Wildness and primitive sexuality make her otherness not only female, but also bestial. She has aggressive, terrifying intensity. So she is destabilizing . So these 3 female characters defamiliarize what otherwise might be hackneyed film roles. Moro could’ve been male for example.

Eboshi is a female who can both destroy and rebuild so facile stereotyping of technology/armaments/industrialized culture as evil is problematized. "Eboshi’s character thus defamiliarizes the standard notions of both historical femininity and industrialzed culture." (484)

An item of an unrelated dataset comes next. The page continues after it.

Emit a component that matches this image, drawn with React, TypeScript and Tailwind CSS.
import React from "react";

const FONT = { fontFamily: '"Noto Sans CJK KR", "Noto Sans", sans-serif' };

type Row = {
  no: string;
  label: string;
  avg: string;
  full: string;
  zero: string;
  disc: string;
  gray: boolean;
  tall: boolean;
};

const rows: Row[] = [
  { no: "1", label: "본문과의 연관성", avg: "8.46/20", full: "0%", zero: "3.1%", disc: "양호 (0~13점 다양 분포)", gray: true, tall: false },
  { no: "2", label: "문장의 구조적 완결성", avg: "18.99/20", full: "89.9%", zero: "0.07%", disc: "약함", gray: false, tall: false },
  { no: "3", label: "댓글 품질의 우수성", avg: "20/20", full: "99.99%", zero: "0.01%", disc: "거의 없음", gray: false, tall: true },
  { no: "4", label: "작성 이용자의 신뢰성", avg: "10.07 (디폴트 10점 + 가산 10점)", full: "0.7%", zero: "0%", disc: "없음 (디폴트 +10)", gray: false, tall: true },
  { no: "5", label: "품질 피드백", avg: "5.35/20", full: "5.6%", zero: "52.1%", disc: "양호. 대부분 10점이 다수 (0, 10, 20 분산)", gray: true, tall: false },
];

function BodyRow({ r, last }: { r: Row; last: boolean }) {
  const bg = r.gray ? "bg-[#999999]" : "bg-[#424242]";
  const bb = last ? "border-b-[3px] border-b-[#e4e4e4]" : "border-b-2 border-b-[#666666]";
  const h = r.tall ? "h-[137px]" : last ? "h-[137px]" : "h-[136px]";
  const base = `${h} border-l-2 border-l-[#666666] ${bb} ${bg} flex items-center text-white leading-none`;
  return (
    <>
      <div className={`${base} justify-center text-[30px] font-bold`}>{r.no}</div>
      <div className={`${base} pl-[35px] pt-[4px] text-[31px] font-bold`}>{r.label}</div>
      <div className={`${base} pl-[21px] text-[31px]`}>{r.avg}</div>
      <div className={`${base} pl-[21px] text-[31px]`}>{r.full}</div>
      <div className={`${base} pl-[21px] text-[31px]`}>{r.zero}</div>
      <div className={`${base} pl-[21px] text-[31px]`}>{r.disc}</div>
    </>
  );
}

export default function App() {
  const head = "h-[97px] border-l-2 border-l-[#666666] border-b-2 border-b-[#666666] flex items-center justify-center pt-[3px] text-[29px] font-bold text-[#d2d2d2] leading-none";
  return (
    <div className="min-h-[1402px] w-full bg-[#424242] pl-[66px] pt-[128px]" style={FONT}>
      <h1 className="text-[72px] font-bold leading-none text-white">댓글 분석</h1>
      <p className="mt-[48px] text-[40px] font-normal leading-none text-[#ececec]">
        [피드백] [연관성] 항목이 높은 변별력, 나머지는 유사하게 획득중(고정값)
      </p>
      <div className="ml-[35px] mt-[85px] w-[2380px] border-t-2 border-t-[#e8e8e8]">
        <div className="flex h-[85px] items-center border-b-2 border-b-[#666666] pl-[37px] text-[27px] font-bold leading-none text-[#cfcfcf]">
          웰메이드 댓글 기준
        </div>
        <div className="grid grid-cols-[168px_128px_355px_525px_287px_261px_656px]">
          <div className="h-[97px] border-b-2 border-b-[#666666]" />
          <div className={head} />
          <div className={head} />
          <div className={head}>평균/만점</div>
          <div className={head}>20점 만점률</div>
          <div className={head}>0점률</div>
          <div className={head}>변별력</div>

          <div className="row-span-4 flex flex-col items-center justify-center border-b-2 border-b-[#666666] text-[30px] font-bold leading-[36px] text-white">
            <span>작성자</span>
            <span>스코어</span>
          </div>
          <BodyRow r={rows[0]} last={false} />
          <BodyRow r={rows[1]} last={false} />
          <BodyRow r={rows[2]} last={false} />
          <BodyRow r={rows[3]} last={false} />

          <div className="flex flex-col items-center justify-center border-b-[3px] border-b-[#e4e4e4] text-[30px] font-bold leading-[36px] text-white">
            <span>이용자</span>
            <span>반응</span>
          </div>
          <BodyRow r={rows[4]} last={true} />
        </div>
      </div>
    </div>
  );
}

"Second major destabilizing strategy of the film is the use of the fantastic and uncanny to align nonhumans and nature with the supernatural. . .Princess Mononoke’s use of fantasy is clearly to disturb our notions of reality." (484) e.g., the forest is wild and threatening v. Disney’s taming of the jungle to make it happy and friendly. "Mononoke insists on difference; Tarzan attempts to erase it." Tarzan privileges an anthropocentric view of the world while animals in Mononokehime are violently antihuman. Nothing innocent about nature here; it is not cozy or comfortable. Rather it is remotely beautiful, potentially threatening. "This is also a world in which technology cannot be erased or ignored." (488) Moroever, whole notion of Japanese national identity is problematized. The film ends with the "paradoxical combination of stunning visual imagery and a bleak environmental message." A vivid warning about ecological disaster. In Nausicaa, "in the end the heroine is reborn and strides across the sky in a field of gold, offering a message of unification and hope to both humans and giant insects who populate her thirtieth-century dystopia." In Mononokehime, "the scene of budding flowers and new green grass at the film’s end pastes a rather forced upbeat visual closure over the brilliantly evoked scenes of environmental apocalypse shown only moments before." (489)

San and Ashitaka have to agree to live apart, in different worlds, like the pluralities so many of us face in our lives.